In Garland Simon's future, everyone and everything will be on camera, all the time.
Oct 2, 2000 | Garland P. Simon dreams of a world filled with cameras. Bedrooms, kitchens, traffic, tropical hurricanes, arctic snows, Super Bowl parties, wars, kennels -- she'd like lenses pointed at them all, the images filmed and broadcast over the Internet to the entire world.
But she's not yet another Orwellian Big Brother or some kind of Kafkaesque new-economy control freak. She's simply the 44-year-old, drawling CEO of Cammunity.com. Back in 1998, Cammunity was little more than an underdeveloped video search engine that returned plenty of pornography in its results. But since Simon took over in August of 1999, Cammunity.com has grown into a 16-person, venture-funded business -- a network of 10,000 smut-free webcams, filming everything from traffic at the George Washington Bridge to the pandas at the Atlanta zoo.
Simon, a former executive at ABC Sports and USA Networks, wants to harness the power of all these mechanical, online eyes and plans to vastly increase the size of her webcam network. In the long run, she hopes to build a democratic media giant that earns a sizable profit while offering a viable alternative to the calculated and saccharine top-down offerings of traditional media giants like Disney.
So far, the Atlanta company only draws about 200,000 unique visitors each month.
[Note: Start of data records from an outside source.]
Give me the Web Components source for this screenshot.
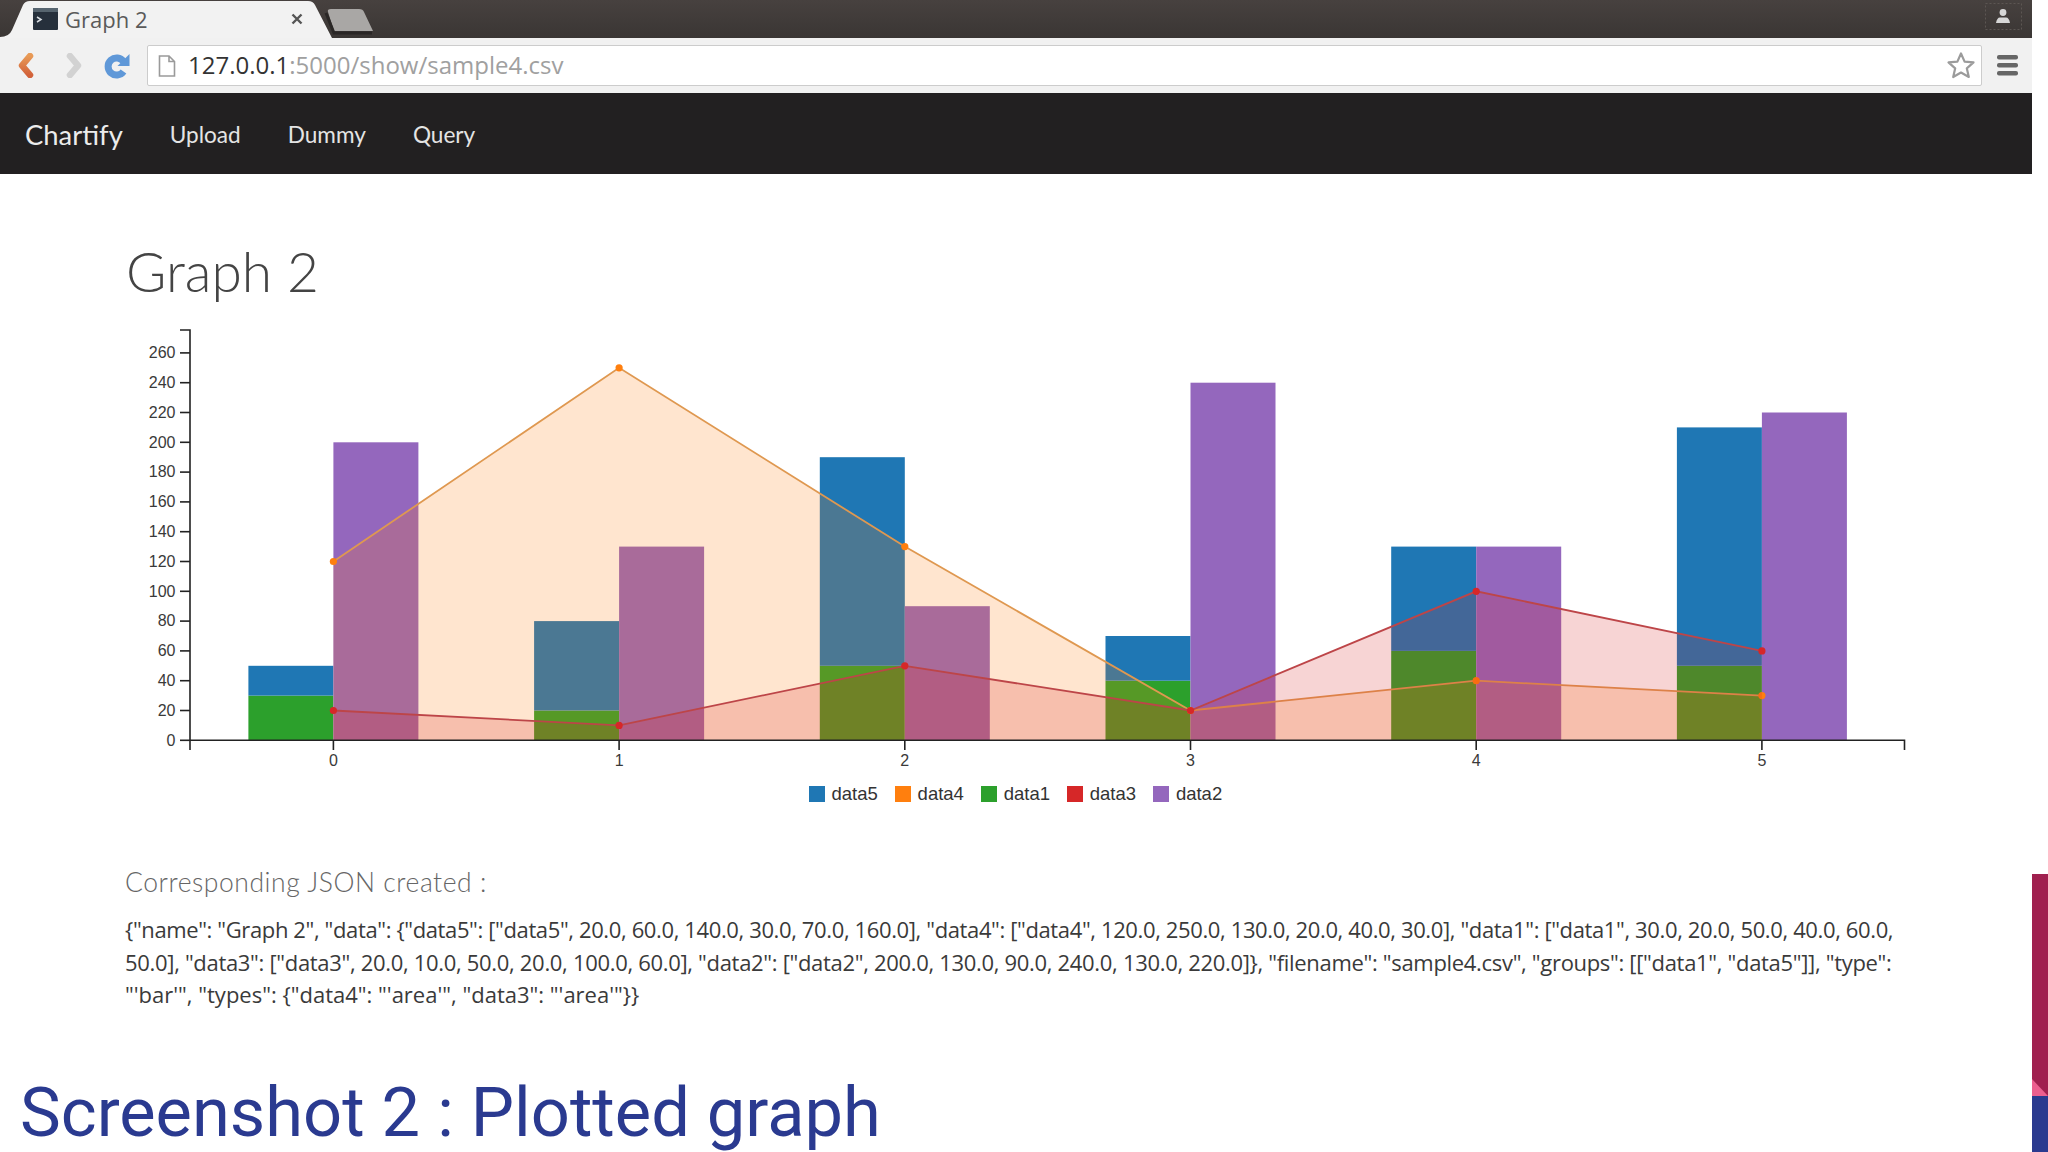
<!doctype html>
<html>
<head>
<meta charset="utf-8">
<title>Graph 2</title>
<style>
  html, body { margin: 0; background: #fff; }
  body { width: 2048px; height: 1152px; overflow: hidden; }
</style>
</head>
<body>
<slide-frame>
  <browser-chrome title="Graph 2" host="127.0.0.1" path=":5000/show/sample4.csv"></browser-chrome>
  <site-nav brand="Chartify">
    <a>Upload</a>
    <a>Dummy</a>
    <a>Query</a>
  </site-nav>
  <graph-page heading="Graph 2" sub="Corresponding JSON created :">
    <bar-area-chart></bar-area-chart>
    <div>{"name": "Graph 2", "data": {"data5": ["data5", 20.0, 60.0, 140.0, 30.0, 70.0, 160.0], "data4": ["data4", 120.0, 250.0, 130.0, 20.0, 40.0, 30.0], "data1": ["data1", 30.0, 20.0, 50.0, 40.0, 60.0,</div>
    <div>50.0], "data3": ["data3", 20.0, 10.0, 50.0, 20.0, 100.0, 60.0], "data2": ["data2", 200.0, 130.0, 90.0, 240.0, 130.0, 220.0]}, "filename": "sample4.csv", "groups": [["data1", "data5"]], "type":</div>
    <div>"'bar'", "types": {"data4": "'area'", "data3": "'area'"}}</div>
  </graph-page>
  <slide-title>Screenshot 2 : Plotted graph</slide-title>
</slide-frame>

<script>
class SlideFrame extends HTMLElement {
  constructor() {
    super();
    this.attachShadow({ mode: 'open' });
    this.shadowRoot.innerHTML = `
      <style>
        :host { display: grid; grid-template-columns: 2032px 16px; grid-template-rows: 1152px; width: 2048px; height: 1152px; }
        .main { display: flex; flex-direction: column; min-width: 0; min-height: 0; }
        .accent { display: block; align-self: end; width: 16px; height: 278px; }
      </style>
      <div class="main"><slot></slot></div>
      <svg class="accent" viewBox="0 0 16 278">
        <rect width="16" height="222" fill="#a0204f"/>
        <path d="M0 205 L16 222 L0 222 Z" fill="#ec5f8f"/>
        <rect y="222" width="16" height="56" fill="#2a3a8f"/>
      </svg>
    `;
  }
}

class BrowserChrome extends HTMLElement {
  constructor() {
    super();
    this.attachShadow({ mode: 'open' });
  }

  connectedCallback() {
    this.shadowRoot.innerHTML = `
      <style>
        :host { display: block; flex: none; height: 93px; font-family: "Open Sans", "Liberation Sans", sans-serif; }
        .strip { position: relative; height: 38px; background: linear-gradient(#47413f, #3a3634); }
        .tabs { display: block; position: absolute; left: 0; top: 0; }
        .tab-row { position: relative; display: flex; align-items: center; height: 38px; padding-left: 33px; }
        .fav { display: block; }
        .title { margin-left: 7px; width: 225px; font-size: 22px; color: #5a5a5a; }
        .close { display: block; }
        .avatar { position: absolute; left: 1985px; top: 3px; display: block; }
        .bar { display: flex; align-items: center; height: 55px; background: #f1f1f1; box-sizing: border-box; padding-left: 17px; }
        .bar svg { display: block; flex: none; }
        .omni { display: flex; align-items: center; box-sizing: border-box; width: 1835px; height: 41px; margin-left: 17px; padding-left: 10px; background: #fff; border: 1px solid #ccc; border-radius: 2px; }
        .url { margin-left: 12px; padding-bottom: 2px; font-size: 24px; color: #333; white-space: nowrap; flex: 1; }
        .url span { color: #a0a0a0; }
        .menu { margin-left: 15px; }
      </style>
      <div class="strip">
        <svg class="tabs" width="400" height="38">
          <path d="M332 38 L315 5 Q313 1 308 1 L30 1 Q25 1 23 5 L12 30 Q9 37 0 37 L0 38 Z" fill="#f2f2f2"/>
          <path d="M328 12 Q327 9 331 9 L359 9 Q363 9 364 12 L373 31 L334 31 Z" fill="#a9a7a5"/>
          <path d="M326 13 L334 33 L372 33" fill="none" stroke="#2a2726" stroke-width="3"/>
        </svg>
        <div class="tab-row">
          <svg class="fav" width="25" height="22" viewBox="0 0 25 22">
            <rect width="25" height="22" rx="1" fill="#26303c"/>
            <rect width="25" height="4" fill="#56646f"/>
            <path d="M4 9 L8 11.5 L4 14" fill="none" stroke="#d8dde2" stroke-width="1.5"/>
          </svg>
          <span class="title">${this.getAttribute('title')}</span>
          <svg class="close" width="14" height="14" viewBox="0 0 14 14">
            <path d="M2.5 2.5 L11.5 11.5 M11.5 2.5 L2.5 11.5" stroke="#555" stroke-width="2.4"/>
          </svg>
        </div>
        <svg class="avatar" width="37" height="27" viewBox="0 0 37 27">
          <rect x=".5" y=".5" width="36" height="26" fill="none" stroke="#5c5653" stroke-dasharray="2 2"/>
          <circle cx="18" cy="9.5" r="3.4" fill="#d6d6d6"/>
          <path d="M11 20 Q12 14.5 15 14.5 L21 14.5 Q24 14.5 25 20 Z" fill="#d6d6d6"/>
        </svg>
      </div>
      <div class="bar">
        <svg width="17" height="25" viewBox="0 0 17 25">
          <defs><linearGradient id="back" x1="0" y1="0" x2="0" y2="1"><stop offset="0" stop-color="#e89a56"/><stop offset="1" stop-color="#d2623a"/></linearGradient></defs>
          <path d="M13 3 L5 12.5 L13 22" fill="none" stroke="url(#back)" stroke-width="6.5" stroke-linecap="round" stroke-linejoin="round"/>
        </svg>
        <svg width="16" height="25" viewBox="0 0 16 25" style="margin-left:32px">
          <path d="M4 3 L12 12.5 L4 22" fill="none" stroke="#d2d2d2" stroke-width="6.5" stroke-linecap="round" stroke-linejoin="round"/>
        </svg>
        <svg width="26" height="26" viewBox="0 0 26 26" style="margin-left:22px">
          <path d="M19.5 8.5 A8.5 8.5 0 1 0 19.5 18.5" fill="none" stroke="#5f98d8" stroke-width="7"/>
          <path d="M25.5 1 L25.5 13 L13.5 13 Z" fill="#5f98d8"/>
        </svg>
        <div class="omni">
          <svg width="18" height="22" viewBox="0 0 18 22">
            <path d="M1.5 1 L11 1 L16.5 6.5 L16.5 21 L1.5 21 Z M11 1 L11 6.5 L16.5 6.5" fill="none" stroke="#9a9a9a" stroke-width="1.6"/>
          </svg>
          <div class="url">${this.getAttribute('host')}<span>${this.getAttribute('path')}</span></div>
          <svg width="30" height="30" viewBox="0 0 30 30" style="margin-right:5px">
            <path d="M15 2.5 L18.6 10.6 L27.5 11.4 L20.8 17.3 L22.8 26 L15 21.5 L7.2 26 L9.2 17.3 L2.5 11.4 L11.4 10.6 Z" fill="#fff" stroke="#9b9b9b" stroke-width="2.2" stroke-linejoin="round"/>
          </svg>
        </div>
        <svg class="menu" width="21" height="21" viewBox="0 0 21 21">
          <rect y="0" width="21" height="4.4" rx="2" fill="#666"/>
          <rect y="8" width="21" height="4.4" rx="2" fill="#666"/>
          <rect y="16" width="21" height="4.4" rx="2" fill="#666"/>
        </svg>
      </div>
    `;
  }
}

class SiteNav extends HTMLElement {
  constructor() {
    super();
    this.attachShadow({ mode: 'open' });
  }

  connectedCallback() {
    this.shadowRoot.innerHTML = `
      <style>
        :host { display: flex; flex: none; align-items: center; box-sizing: border-box; height: 81px; padding: 2px 0 0 25px; background: #222021; color: #e4e4e4; font-family: Lato, "Liberation Sans", sans-serif; }
        .brand { font-size: 27.4px; margin-right: 47px; color: #ececec; }
        .links { display: flex; gap: 47px; font-size: 22.6px; }
        ::slotted(a) { color: #e4e4e4; }
      </style>
      <span class="brand">${this.getAttribute('brand')}</span>
      <div class="links"><slot></slot></div>
    `;
  }
}

class GraphPage extends HTMLElement {
  constructor() {
    super();
    this.attachShadow({ mode: 'open' });
  }

  connectedCallback() {
    this.shadowRoot.innerHTML = `
      <style>
        :host { display: block; flex: none; padding-left: 126px; font-family: Lato, "Liberation Sans", sans-serif; }
        h1 { margin: 65px 0 0; height: 75px; line-height: 64px; font-size: 55px; font-weight: 300; color: #444; }
        h2 { margin: 46px 0 0 -1px; height: 44px; line-height: 44px; font-size: 26.5px; letter-spacing: .55px; font-weight: 300; color: #666; }
        .json { margin: 9px 0 0 -1px; font-family: "Open Sans", Lato, sans-serif; font-size: 22px; line-height: 32.6px; color: #3a3a3a; white-space: nowrap; }
        ::slotted(div:nth-of-type(1)) { letter-spacing: -.375px; }
        ::slotted(div:nth-of-type(2)) { letter-spacing: -.315px; }
        ::slotted(div:nth-of-type(3)) { letter-spacing: 0; }
      </style>
      <h1>${this.getAttribute('heading')}</h1>
      <slot name="chart"></slot>
      <h2>${this.getAttribute('sub')}</h2>
      <div class="json"><slot></slot></div>
    `;
    const chart = this.querySelector('bar-area-chart');
    if (chart) chart.slot = 'chart';
  }
}

class BarAreaChart extends HTMLElement {
  constructor() {
    super();
    this.attachShadow({ mode: 'open' });
  }

  connectedCallback() {
    const colors = { data5: '#1f77b4', data4: '#ff7f0e', data1: '#2ca02c', data3: '#d62728', data2: '#9467bd' };
    const data = {
      data5: [20, 60, 140, 30, 70, 160],
      data4: [120, 250, 130, 20, 40, 30],
      data1: [30, 20, 50, 40, 60, 50],
      data3: [20, 10, 50, 20, 100, 60],
      data2: [200, 130, 90, 240, 130, 220],
    };
    // svg uses page coordinates, viewBox offsets them to the box in the flow
    const y0 = 740.3, yUnit = 1.49, x0 = 333.4, xStep = 285.7, barW = 85;
    const X = i => x0 + i * xStep;
    const Y = v => y0 - v * yUnit;
    let s = '';

    const rect = (x, v0, v1, fill) => `<rect x="${x}" y="${Y(v1)}" width="${barW}" height="${(v1 - v0) * yUnit}" fill="${fill}"/>`;
    for (let i = 0; i < 6; i++) {
      s += rect(X(i) - barW, 0, data.data1[i], colors.data1);
      s += rect(X(i) - barW, data.data1[i], data.data1[i] + data.data5[i], colors.data5);
      s += rect(X(i), 0, data.data2[i], colors.data2);
    }

    for (const k of ['data4', 'data3']) {
      const pts = data[k].map((v, i) => `${X(i)},${Y(v)}`).join(' ');
      s += `<polygon points="${X(0)},${y0} ${pts} ${X(5)},${y0}" fill="${colors[k]}" opacity=".2"/>`;
      s += `<polyline points="${pts}" fill="none" stroke="${k === 'data4' ? '#df9850' : '#bd4548'}" stroke-width="1.8"/>`;
      s += data[k].map((v, i) => `<circle cx="${X(i)}" cy="${Y(v)}" r="3.6" fill="${colors[k]}"/>`).join('');
    }

    // axes
    s += `<path d="M180 330 H190 V${y0} H1904.5 V750 M190 ${y0} V750" fill="none" stroke="#222" stroke-width="1.6"/>`;
    for (let v = 0; v <= 260; v += 20) {
      s += `<path d="M180 ${Y(v)} H190" stroke="#222" stroke-width="1.6"/>`;
      s += `<text x="175.5" y="${Y(v) + 5.3}" text-anchor="end">${v}</text>`;
    }
    for (let i = 0; i < 6; i++) {
      s += `<path d="M${X(i)} ${y0} V750" stroke="#222" stroke-width="1.6"/>`;
      s += `<text x="${X(i)}" y="766" text-anchor="middle">${i}</text>`;
    }

    const legend = ['data5', 'data4', 'data1', 'data3', 'data2']
      .map(k => `<span class="item"><i style="background:${colors[k]}"></i>${k}</span>`).join('');

    this.shadowRoot.innerHTML = `
      <style>
        :host { display: block; height: 500px; font-family: "Liberation Sans", Arial, sans-serif; }
        svg { display: block; }
        text { font-size: 16px; fill: #3a3a3a; }
        .legend { display: flex; gap: 17.3px; margin: 12px 0 0 683px; font-size: 18.5px; line-height: 24px; color: #333; }
        .item { display: flex; align-items: center; gap: 6.5px; }
        i { display: block; width: 16px; height: 16px; }
      </style>
      <svg width="1800" height="456" viewBox="126 314 1800 456">${s}</svg>
      <div class="legend">${legend}</div>
    `;
  }
}

class SlideTitle extends HTMLElement {
  constructor() {
    super();
    this.attachShadow({ mode: 'open' });
    this.shadowRoot.innerHTML = `
      <style>
        :host { display: block; flex: none; margin-top: 62px; padding-left: 20px; font-family: Roboto, "Liberation Sans", sans-serif; font-size: 68.6px; line-height: 80px; color: #2a3a90; }
      </style>
      <slot></slot>
    `;
  }
}

customElements.define('slide-frame', SlideFrame);
customElements.define('browser-chrome', BrowserChrome);
customElements.define('site-nav', SiteNav);
customElements.define('graph-page', GraphPage);
customElements.define('bar-area-chart', BarAreaChart);
customElements.define('slide-title', SlideTitle);
</script>
</body>
</html>
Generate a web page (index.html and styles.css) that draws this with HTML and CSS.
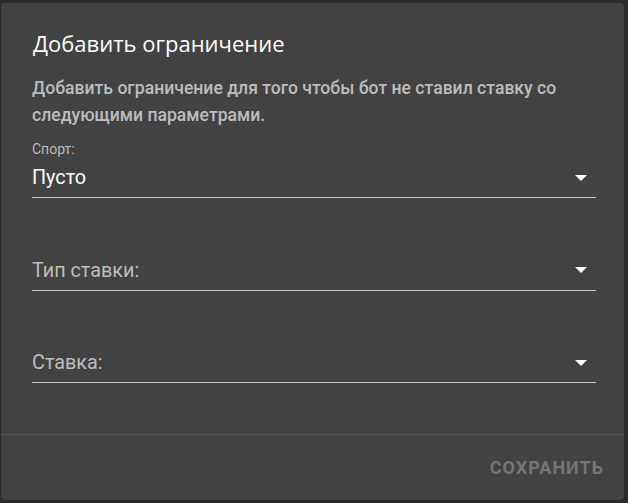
FILE: index.html
```html
<!DOCTYPE html>
<html lang="ru">
<head>
    <meta charset="UTF-8">
    <title>Добавить ограничение</title>
    <link rel="stylesheet" href="styles.css">
</head>
<body>
<div class="dialog">
    <div class="content">
        <h2 class="title">Добавить ограничение</h2>
        <p class="desc">Добавить ограничение для того чтобы бот не ставил ставку со следующими параметрами.</p>

        <div class="field">
            <label>Спорт:</label>
            <div class="select">
                <span class="value">Пусто</span>
                <svg class="arrow" width="12" height="6" viewBox="0 0 12 6"><path d="M0 0h12L6 6z" fill="#fff"/></svg>
            </div>
        </div>

        <div class="field">
            <div class="select">
                <span class="value empty">Тип ставки:</span>
                <svg class="arrow" width="12" height="6" viewBox="0 0 12 6"><path d="M0 0h12L6 6z" fill="#fff"/></svg>
            </div>
        </div>

        <div class="field">
            <div class="select">
                <span class="value empty">Ставка:</span>
                <svg class="arrow" width="12" height="6" viewBox="0 0 12 6"><path d="M0 0h12L6 6z" fill="#fff"/></svg>
            </div>
        </div>
    </div>
    <div class="actions">
        <button class="btn">Сохранить</button>
    </div>
</div>
</body>
</html>
```

FILE: styles.css
```css
* {
    padding: 0;
    margin: 0;
    box-sizing: border-box;
}

body {
    background: #2b2b2b;
    font-family: Roboto, "Noto Sans", sans-serif;
    width: 628px;
    height: 503px;
    overflow: hidden;
}

.dialog {
    width: 623px;
    height: 497px;
    margin: 3px 4px 3px 1px;
    background: #424242;
    border-radius: 4px;
    display: flex;
    flex-direction: column;
}

.content {
    padding: 25px 28px 0 30px;
    flex: 1;
}

.title {
    font-family: "Open Sans", Roboto, sans-serif;
    font-weight: 400;
    font-size: 22px;
    line-height: 30px;
    color: #fff;
    padding-left: 2px;
}

.desc {
    margin-top: 17px;
    font-size: 17.6px;
    line-height: 27px;
    font-weight: 500;
    color: #bdbdbd;
    padding-left: 1px;
    width: 565px;
}

.field {
    margin-top: 12px;
    padding-left: 1px;
}

.field + .field {
    margin-top: 52.5px;
}

.field label {
    display: block;
    font-size: 14px;
    line-height: 17px;
    color: #bdbdbd;
}

.select {
    display: flex;
    align-items: center;
    justify-content: space-between;
    height: 40px;
    border-bottom: 1px solid #c8c8c8;
    padding-right: 9px;
}

.value {
    font-size: 19.8px;
    color: #fff;
}

.value.empty {
    color: #bdbdbd;
}

.actions {
    border-top: 1px solid #555;
    height: 66px;
    display: flex;
    justify-content: flex-end;
    align-items: center;
    padding-right: 20px;
}

.btn {
    background: none;
    border: 0;
    font-family: Roboto, sans-serif;
    font-weight: 700;
    font-size: 18px;
    text-transform: uppercase;
    color: #757575;
    letter-spacing: 1px;
}
```
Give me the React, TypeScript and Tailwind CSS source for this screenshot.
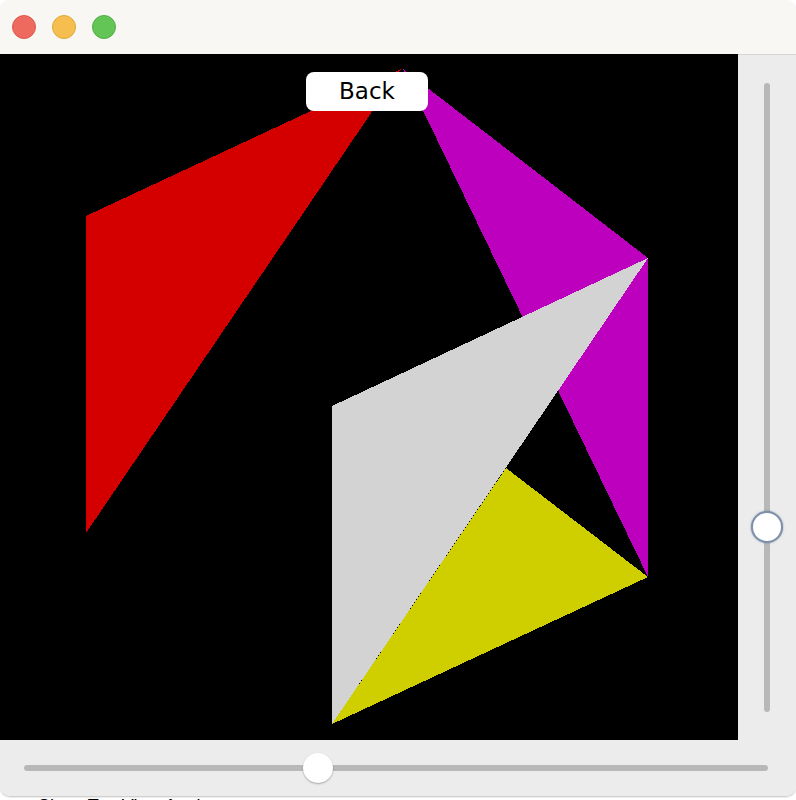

Meanwhile, the market for reality-based content seems to be shrinking, judging by CBS's recent cancellation of "Big Brother." There's also the nagging problem that the most popular webcams on the Net aren't aimed at nature scenes, which is what Simon prefers to watch. Instead, they focus on shallow exhibitionists like DotComGuy and Jennifer Ringley of JenniCam fame.
Nonetheless, Simon welcomes the challenge to revolutionize the webcam, build a business -- and alter what we watch on the Net.
Why would someone come to Cammunity.cam when shows like "Big Brother" are turning away viewers in droves? Isn't the public tiring of "real-world" programming?
No. It's a matter of how the television converts 24-hour programming into something that's entertaining to watch for an hour. I watched both "Survivor" and "Big Brother" and while I liked "Survivor," "Big Brother" was pretty dull. They tried to make it exciting and failed. But that's what television requires -- an hour or so of programming. Reality content on the Internet is different. With the Internet, people can drill down and return multiple times. For example, one of our partners is Africam in South Africa, which places cameras all over the watering holes in the country's national parks. They get a lot of traffic throughout the day, much of it coming through us. And that's what we think works on the Net -- niches.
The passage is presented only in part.